Illinois Court Rules Bonuses Can Be a Proper Claim Under Illinois Wage Act


A United States District Court interpreting the Illinois Wage Payment and Collection Act ruled that earned bonuses are compensable if an employer makes an unambiguous promise to pay a bonus upon an employee’s satisfactory performance of an agreed upon goal.  For example, if an employer promised to pay a $25,000.00 bonus if an employee reached a specific sales goal, such a promise is enforceable.  It does not make any difference if the employee is no longer employed.
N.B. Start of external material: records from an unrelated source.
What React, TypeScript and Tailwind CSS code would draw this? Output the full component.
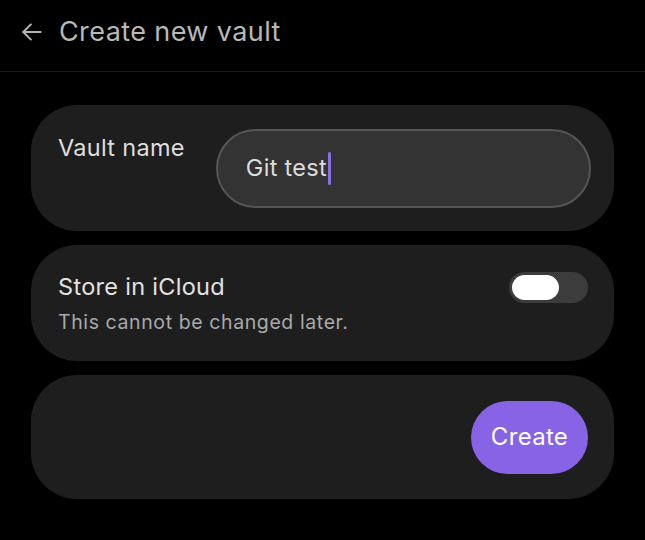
import { useState } from "react";

export default function App() {
  const [name] = useState("Git test");
  const [icloud, setIcloud] = useState(false);

  return (
    <div
      className="min-h-screen w-full bg-black text-white"
      style={{ fontFamily: "Inter, 'Noto Sans', sans-serif" }}
    >
      <header className="flex h-[72px] items-center gap-[14px] border-b border-[#1a1a1a] px-[19px] pb-[7px]">
        <svg
          viewBox="0 0 24 24"
          className="h-[26px] w-[26px] text-[#b5b5b5]"
          fill="none"
          stroke="currentColor"
          strokeWidth={1.8}
          strokeLinecap="round"
          strokeLinejoin="round"
        >
          <path d="M20 12H4" />
          <path d="M11 5l-7 7 7 7" />
        </svg>
        <h1 className="text-[27px] font-normal tracking-[0.4px] text-[#b8b8b8]">
          Create new vault
        </h1>
      </header>

      <main className="flex flex-col gap-[14px] px-[31px] pt-[33px]">
        <section className="flex h-[126px] items-center gap-[31px] rounded-[46px] bg-[#1e1e1e] pl-[27px] pr-[23px]">
          <label className="mb-[40px] shrink-0 text-[23.5px] tracking-[0.3px] text-[#dedede]">
            Vault name
          </label>
          <div className="flex h-[79px] flex-1 items-center rounded-full border-[2.5px] border-[#555555] bg-[#333333] pl-[28px]">
            <span className="text-[23.5px] tracking-[0.3px] text-[#dcdcdc]">
              {name}
            </span>
            <span className="ml-[1px] h-[33px] w-[3px] rounded-sm bg-[#8b6fe3]" />
          </div>
        </section>

        <section className="flex h-[116px] items-start justify-between rounded-[46px] bg-[#1e1e1e] pl-[27px] pr-[26px] pt-[27px]">
          <div className="flex flex-col gap-[7px]">
            <span className="text-[23.5px] leading-[30px] tracking-[0.3px] text-[#e2e2e2]">
              Store in iCloud
            </span>
            <span className="text-[19.5px] leading-[26px] tracking-[0.6px] text-[#a9a9a9]">
              This cannot be changed later.
            </span>
          </div>
          <button
            onClick={() => setIcloud(!icloud)}
            className="flex h-[31px] w-[79px] items-center rounded-full bg-[#3c3c3c] p-[3px]"
          >
            <span className="h-[25px] w-[47px] rounded-full bg-white" />
          </button>
        </section>

        <section className="flex h-[124px] items-center justify-end rounded-[46px] bg-[#1e1e1e] pr-[26px]">
          <button className="flex h-[73px] w-[117px] items-center justify-center rounded-full bg-[#8763e6] text-[24px] tracking-[0.3px] text-white">
            Create
          </button>
        </section>
      </main>
    </div>
  );
}
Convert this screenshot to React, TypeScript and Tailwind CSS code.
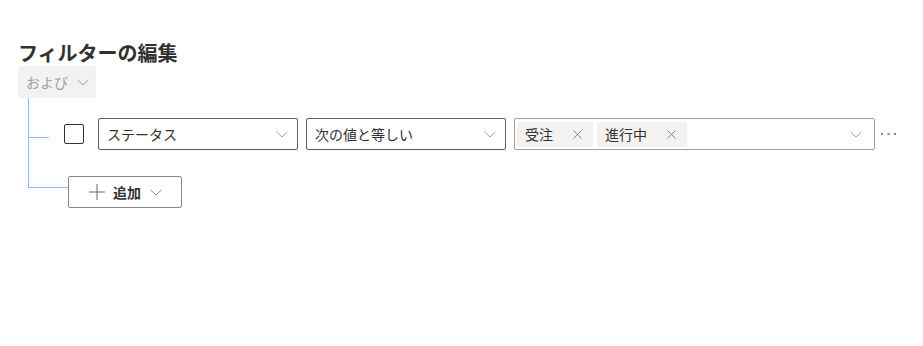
import { useState } from "react"

const font = { fontFamily: '"Noto Sans CJK JP", "Noto Sans", sans-serif' }

function Chevron({ className = "" }: { className?: string }) {
  return (
    <svg width="12" height="7" viewBox="0 0 12 7" className={className} fill="none">
      <path d="M0.5 0.8 L6 6 L11.5 0.8" stroke="currentColor" strokeWidth="1" />
    </svg>
  )
}

function Cross() {
  return (
    <svg width="9" height="9" viewBox="0 0 9 9" fill="none" className="text-[#8a8886]">
      <path d="M0.5 0.5 L8.5 8.5 M8.5 0.5 L0.5 8.5" stroke="currentColor" strokeWidth="1" />
    </svg>
  )
}

function Select({ label }: { label: string }) {
  return (
    <div className="flex h-8 w-[200px] items-center justify-between rounded-[2px] border border-[#605e5c] bg-white pl-2 pr-[9px] text-sm text-[#323130]">
      <span>{label}</span>
      <Chevron className="text-[#a19f9d]" />
    </div>
  )
}

function Tag({ label }: { label: string }) {
  return (
    <div className="flex h-[25px] items-center rounded-[2px] bg-[#f3f2f1] pl-2 pr-[11px] text-sm text-[#323130]">
      <span>{label}</span>
      <span className="ml-[20px] flex">
        <Cross />
      </span>
    </div>
  )
}

export default function App() {
  const [checked, setChecked] = useState(false)
  const values = ["受注", "進行中"]

  return (
    <div className="h-[346px] w-[923px] bg-white pl-[18px] text-[#323130]" style={font}>
      <h2 className="pt-[39px] text-[20px] font-bold leading-[27px]">フィルターの編集</h2>

      <div className="flex h-8 w-[78px] items-center rounded-[2px] bg-[#f3f2f1] pl-2 text-sm text-[#a19f9d]">
        <span>および</span>
        <Chevron className="ml-[9px]" />
      </div>

      <div className="ml-[10px] flex flex-col">
        <div className="h-5 border-l border-[#94b8f5]" />

        <div className="flex h-8 items-center">
          <div className="w-[21px] self-stretch border-l border-[#94b8f5]">
            <div className="h-5 border-b border-[#94b8f5]" />
          </div>
          <button
            onClick={() => setChecked(!checked)}
            className="ml-[15px] h-5 w-5 rounded-[2px] border border-[#323130] bg-white"
          />
          <div className="ml-[14px] flex items-center gap-2">
            <Select label="ステータス" />
            <Select label="次の値と等しい" />
            <div className="flex h-8 w-[361px] items-center justify-between rounded-[2px] border border-[#a19f9d] bg-white pl-[2px] pr-3">
              <div className="flex items-center gap-1">
                {values.map(v => (
                  <Tag key={v} label={v} />
                ))}
              </div>
              <Chevron className="text-[#a19f9d]" />
            </div>
          </div>
          <svg width="16" height="4" viewBox="0 0 16 4" className="ml-[6px] text-[#a173b3]">
            <rect x="0" y="1" width="2" height="2" fill="currentColor" />
            <rect x="6.5" y="1" width="2" height="2" fill="currentColor" />
            <rect x="13" y="1" width="2" height="2" fill="currentColor" />
          </svg>
        </div>

        <div className="h-[26px] border-l border-[#94b8f5]" />

        <div className="flex">
          <div className="h-3 w-10 border-b border-l border-[#94b8f5]" />
          <button className="flex h-8 w-[114px] items-center rounded-[2px] border border-[#8a8886] bg-white pl-[20px] text-sm font-bold text-[#323130]">
            <svg width="16" height="16" viewBox="0 0 16 16" fill="none" className="text-[#6b6b6b]">
              <path d="M8 0 V16 M0 8 H16" stroke="currentColor" strokeWidth="1" />
            </svg>
            <span className="ml-2">追加</span>
            <Chevron className="ml-[9px] text-[#8a8886]" />
          </button>
        </div>
      </div>
    </div>
  )
}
Discretionary bonuses are excluded.



Emailing Employees to Notify Changes In Their Employment May Be Acceptable


A United States District Court in Connecticut issued a decision in November which may provide guidance as to the increasing practice of emailing employees regarding change in their employment status.  It is important to note that the court found that the employment was “At Will” and the decision might have been different if the employment status is something other than “At Will.”

 The employee defended the change by saying she never read the email; however, the court noted that the change was also posted on the company’s website.
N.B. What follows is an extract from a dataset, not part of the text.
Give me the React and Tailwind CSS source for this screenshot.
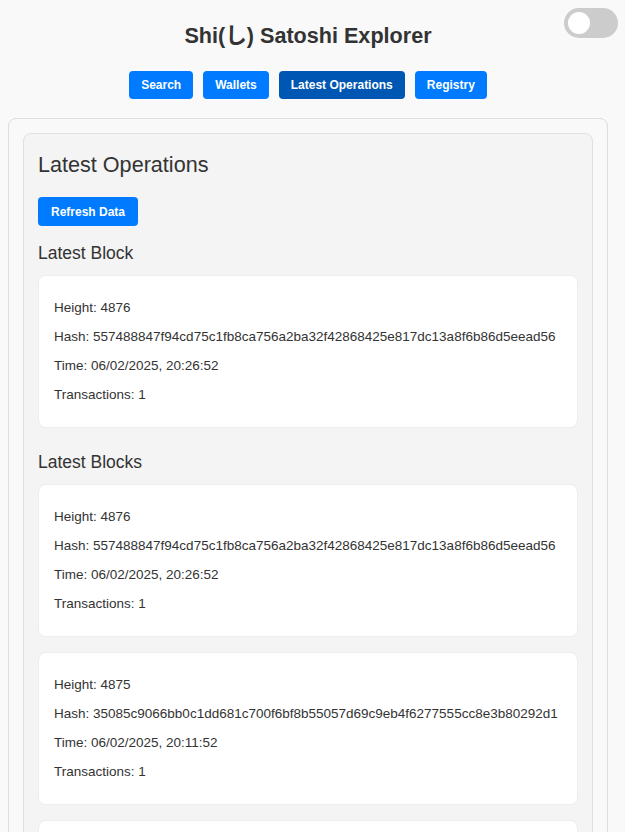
import React from 'react';

const FONT = { fontFamily: '"Liberation Sans", Arial, "Noto Sans CJK JP", sans-serif' };

const latestBlock = {
  height: 4876,
  hash: '557488847f94cd75c1fb8ca756a2ba32f42868425e817dc13a8f6b86d5eead56',
  time: '06/02/2025, 20:26:52',
  txs: 1,
};

const blocks = [
  latestBlock,
  {
    height: 4875,
    hash: '35085c9066bb0c1dd681c700f6bf8b55057d69c9eb4f6277555cc8e3b80292d1',
    time: '06/02/2025, 20:11:52',
    txs: 1,
  },
  {
    height: 4874,
    hash: '0c3f2a8e9d1b7f6a45e2c9d8b3a17f60e5d4c2b1a09f8e7d6c5b4a3928170f6e',
    time: '06/02/2025, 19:56:52',
    txs: 1,
  },
];

function BlockCard({ block }) {
  return (
    <div className="flex flex-col gap-[13px] rounded-lg border border-[#eeeeee] bg-white px-[15px] py-[24px] text-[13.5px] leading-4 text-[#333]">
      <p>Height: {block.height}</p>
      <p className="whitespace-nowrap">Hash: {block.hash}</p>
      <p>Time: {block.time}</p>
      <p>Transactions: {block.txs}</p>
    </div>
  );
}

function NavButton({ label, active }) {
  return (
    <button
      type="button"
      className={`h-7 rounded px-3 text-[12px] font-bold text-white ${
        active ? 'bg-[#0056b3]' : 'bg-[#007bff]'
      }`}
    >
      {label}
    </button>
  );
}

export default function App() {
  return (
    <div className="relative min-h-screen bg-[#f9f9f9] px-2 text-[#333]" style={FONT}>
      {/* theme toggle */}
      <div className="absolute right-[7px] top-2 h-[30px] w-[54px] rounded-full bg-[#cccccc]">
        <div className="absolute left-[4px] top-[4px] h-[22px] w-[22px] rounded-full bg-white" />
      </div>

      <div className="w-[600px]">
        <h1 className="pt-[23px] text-center text-[21.6px] font-bold leading-[26px]">
          Shi(し) Satoshi Explorer
        </h1>

        <nav className="mt-[22px] flex justify-center gap-[10px]">
          <NavButton label="Search" />
          <NavButton label="Wallets" />
          <NavButton label="Latest Operations" active />
          <NavButton label="Registry" />
        </nav>

        <div className="mt-[19px] rounded-lg border border-[#dddddd] bg-[#f9f9f9] p-[14px]">
          <div className="rounded-lg border border-[#e0e0e0] bg-[#f4f4f4] px-[14px] pb-6 pt-[18px]">
            <h2 className="text-[21.6px] leading-[26px]">Latest Operations</h2>

            <button
              type="button"
              className="mt-[19px] h-[29px] rounded bg-[#007bff] px-[13px] text-[12px] font-bold text-white"
            >
              Refresh Data
            </button>

            <h3 className="mt-[17px] text-[17.5px] leading-5">Latest Block</h3>
            <div className="mt-3">
              <BlockCard block={latestBlock} />
            </div>

            <h3 className="mt-[24px] text-[17.5px] leading-5">Latest Blocks</h3>
            <div className="mt-3 flex flex-col gap-[15px]">
              {blocks.map((b) => (
                <BlockCard key={b.height} block={b} />
              ))}
            </div>
          </div>
        </div>
      </div>
    </div>
  );
}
When Does a CBA Trump The Illinois Wage Payment and Collection Act (IWPCA)?


In December 2018 an Illinois Appellate Court reversed the Illinois Department of Labor finding that found it lacked jurisdiction to hear an employee complaint under the IWPCA.  An employer adopted a policy of deducting money from its delivery drivers’ commissions for beer that stayed on the shelf too long as to become stale.  An employee filed a complaint under the IWPCA, but the IDOL found that the issue arose out of the parties’ collective bargaining agreement (“CBA”).  The court found that the IDOL decision was erroneous because the only issue involved was the legality of the wage deduction under the IWPCA which mandates that employees must agree in writing to the deduction.  The court went on to say the claim did not need reference to or interpretation of the CBA.